* Both countries have until Sept 30 to respond
* Eurotunnel argues costs are fair for private sector
* CEO says 2013 a good year in terms of traffic
By Gilles Guillaume and Natalie Huet
PARIS, Sept 27 (Reuters) - France and Britain will reject the European Commission’s request to lower Eurotunnel charges for passenger and freight trains using the Channel Tunnel, the CEO of operator Eurotunnel said on Friday.
Shares in Eurotunnel, which tumbled in June on news of the Commission’s request, closed up 0.4 percent at 6.31 euros on Friday in a stable market.
The Commission says excessively high track-access charges are resulting in pricey tickets for passengers using the Eurostar service linking London with Paris and Brussels.

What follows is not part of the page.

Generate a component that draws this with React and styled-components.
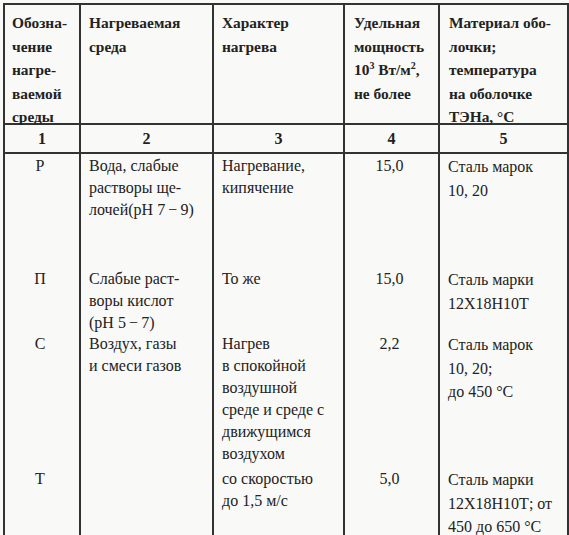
import React from "react";
import styled, { createGlobalStyle } from "styled-components";

const Global = createGlobalStyle`
  html, body { margin: 0; padding: 0; background: #f9f9f7; }
  body { font-family: "Liberation Serif", "Times New Roman", serif; color: #222; }
`;

const Table = styled.div`
  display: grid;
  grid-template-columns: 76px 133px 131px 95px 129px;
  grid-template-rows: 120px 29px 113px 65px 135px 80px;
  margin: 3px 0 0 3px;
  border-left: 2px solid #333;
  border-top: 2px solid #333;
  width: max-content;
  height: 532px;
  overflow: hidden;
`;

const HeadCell = styled.div`
  border-right: 2px solid #333;
  border-bottom: 2px solid #333;
  padding: 6px 4px 0 ${(p) => p.$pl || 8}px;
  font-weight: bold;
  font-size: 15.4px;
  line-height: 23.6px;
`;

const NumCell = styled.div`
  border-right: 2px solid #333;
  border-bottom: 2px solid #333;
  font-weight: bold;
  font-size: 16px;
  display: flex;
  align-items: center;
  justify-content: center;
`;

const Cell = styled.div`
  border-right: 2px solid #333;
  padding: 1px 4px 0 ${(p) => (p.$center ? 0 : 8)}px;
  text-align: ${(p) => (p.$center ? "center" : "left")};
  font-size: 16px;
  line-height: ${(p) => p.$lh}px;
`;

const Sup = styled.sup`
  font-size: 10px;
  line-height: 0;
`;

const heads = [
  { pl: 7, t: ["Обозна-", "чение", "нагре-", "ваемой", "среды"] },
  { t: ["Нагреваемая", "среда"] },
  { t: ["Характер", "нагрева"] },
  { pl: 9, t: null },
  { pl: 9, t: ["Материал обо-", "лочки;", "температура", "на оболочке", "ТЭНа, °С"] },
];

const rows = [
  [["Р"], ["Вода, слабые", "растворы ще-", "лочей(pH 7\u2009−\u20099)"], ["Нагревание,", "кипячение"], ["15,0"], ["Сталь марок", "10, 20"]],
  [["П"], ["Слабые раст-", "воры кислот", "(pH 5\u2009−\u20097)"], ["То же"], ["15,0"], ["Сталь марки", "12Х18Н10Т"]],
  [["С"], ["Воздух, газы", "и смеси газов"], ["Нагрев", "в спокойной", "воздушной", "среде и среде с", "движущимся", "воздухом"], ["2,2"], ["Сталь марок", "10, 20;", "до 450 °С"]],
  [["Т"], [], ["со скоростью", "до 1,5 м/с"], ["5,0"], ["Сталь марки", "12Х18Н10Т; от", "450 до 650 °С"]],
];

const Lines = ({ t }) =>
  t.map((l, i) => (
    <React.Fragment key={i}>
      {l}
      {i < t.length - 1 && <br />}
    </React.Fragment>
  ));

export default function App() {
  return (
    <>
      <Global />
      <Table>
        {heads.map((h, i) => (
          <HeadCell key={i} $pl={h.pl}>
            {h.t ? (
              <Lines t={h.t} />
            ) : (
              <>
                Удельная
                <br />
                мощность
                <br />
                10<Sup>3</Sup> Вт/м<Sup>2</Sup>,
                <br />
                не более
              </>
            )}
          </HeadCell>
        ))}
        {[1, 2, 3, 4, 5].map((n) => (
          <NumCell key={n}>{n}</NumCell>
        ))}
        {rows.map((r, ri) =>
          r.map((c, ci) => (
            <Cell
              key={ri + "-" + ci}
              $center={ci === 0 || ci === 3}
              $lh={ci === 4 ? 23.5 : 22}
            >
              <Lines t={c} />
            </Cell>
          ))
        )}
      </Table>
    </>
  );
}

The charges are also stifling growth in freight trains crossing the Channel, it says.
In June, it gave both countries until Sept. 30 to respond to a request to lower its fees or face possible court action.

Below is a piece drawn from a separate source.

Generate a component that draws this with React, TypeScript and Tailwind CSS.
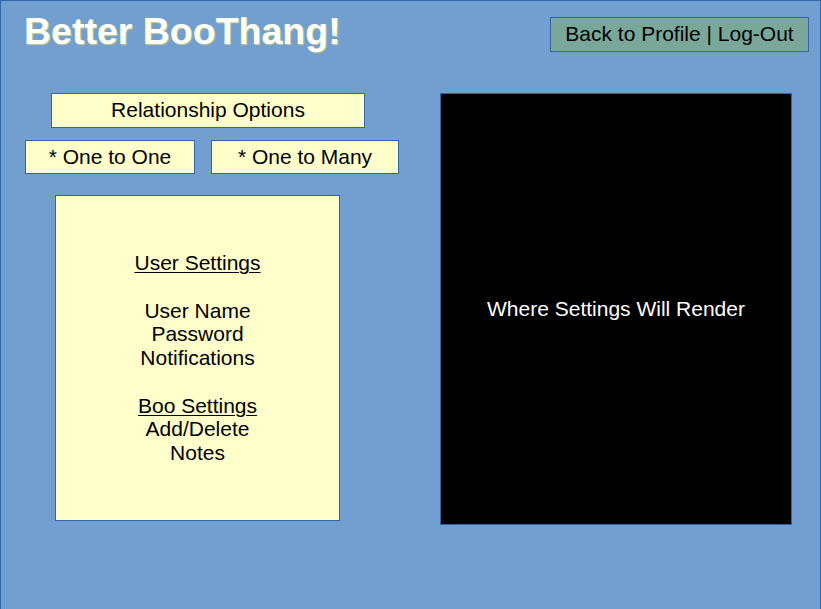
import React from "react";

const font = { fontFamily: '"Liberation Sans", Arial, sans-serif' };

export default function App() {
  return (
    <div
      className="w-[821px] h-[609px] bg-[#729fcf] border-l border-t border-r border-[#3465a4] overflow-hidden flex flex-col"
      style={font}
    >
      <div className="flex justify-between items-start">
        <h1 className="ml-[23px] mt-[12px] text-[37.5px] leading-[36px] font-bold text-white [text-shadow:1px_1px_1px_#c9c98a]">
          Better BooThang!
        </h1>
        <div className="mt-[16px] mr-[11px] w-[259px] h-[35px] pb-[2px] bg-[#79a89b] border border-[#3465a4] flex items-center justify-center text-[21px] text-black">
          Back to Profile | Log-Out
        </div>
      </div>
      <div className="flex items-start mt-[41px]">
        <div className="ml-[24px] w-[374px] flex flex-col">
          <div className="ml-[26px] w-[314px] h-[35px] pb-[2px] bg-[#ffffcc] border border-[#3465a4] flex items-center justify-center text-[21px] text-black">
            Relationship Options
          </div>
          <div className="flex gap-[16px] mt-[12px]">
            <div className="w-[170px] h-[34px] bg-[#ffffcc] border border-[#3465a4] flex items-center justify-center text-[21px] text-black">
              * One to One
            </div>
            <div className="w-[188px] h-[34px] bg-[#ffffcc] border border-[#3465a4] flex items-center justify-center text-[21px] text-black">
              * One to Many
            </div>
          </div>
          <div className="ml-[30px] mt-[21px] w-[285px] h-[326px] bg-[#ffffcc] border border-[#3465a4] flex flex-col items-center justify-center text-[21px] leading-[23.7px] text-black text-center">
            <span className="underline decoration-1 underline-offset-2">User Settings</span>
            <span>&nbsp;</span>
            <span>User Name</span>
            <span>Password</span>
            <span>Notifications</span>
            <span>&nbsp;</span>
            <span className="underline decoration-1 underline-offset-2">Boo Settings</span>
            <span>Add/Delete</span>
            <span>Notes</span>
          </div>
        </div>
        <div className="ml-[41px] w-[352px] h-[432px] bg-black border border-[#3465a4] flex items-center justify-center text-[21px] text-white">
          Where Settings Will Render
        </div>
      </div>
    </div>
  );
}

“I met both ministers in person a couple of hours ago and they told me that both France and Britain would jointly reject the EU’s request,” Eurotunnel CEO Jacques Gounon told reporters in Paris on Friday.
The French transport ministry confirmed that it found the Commission’s grievances unfounded.
“We will argue that these charges are based on long-term costs - that they include the cost of building the infrastructure and amortising the investment, that they don’t only take into account operational costs and that this is in line with a European directive,” a ministry spokeswoman said.
A spokesman for Britain’s Department for Transport declined to give details but reiterated that the government did not consider itself in breach of its obligations.
“It’s a long-term concession... entirely funded by the private sector, so you cannot reason in the way you would for public infrastructure that is funded by taxpayers,” Gounon said.
Eurotunnel charges a one-way reservation fee of 4,320 euros ($5,800) for Eurostar trains and 16.60 euros per passenger. EU officials have said that if the charges were roughly halved, this would double the amount of daily freight train services, making up the difference.
But Gounon questioned whether this would work, saying transport operators limit the number of trains they run each day.
Eurotunnel posted a net loss in the first half, due in part to the cost of the launch of a new ferry service. But revenue rose 10 percent on the period and Gounon said 2013 would be a good year in terms of traffic, thanks to the relative health of the British economy.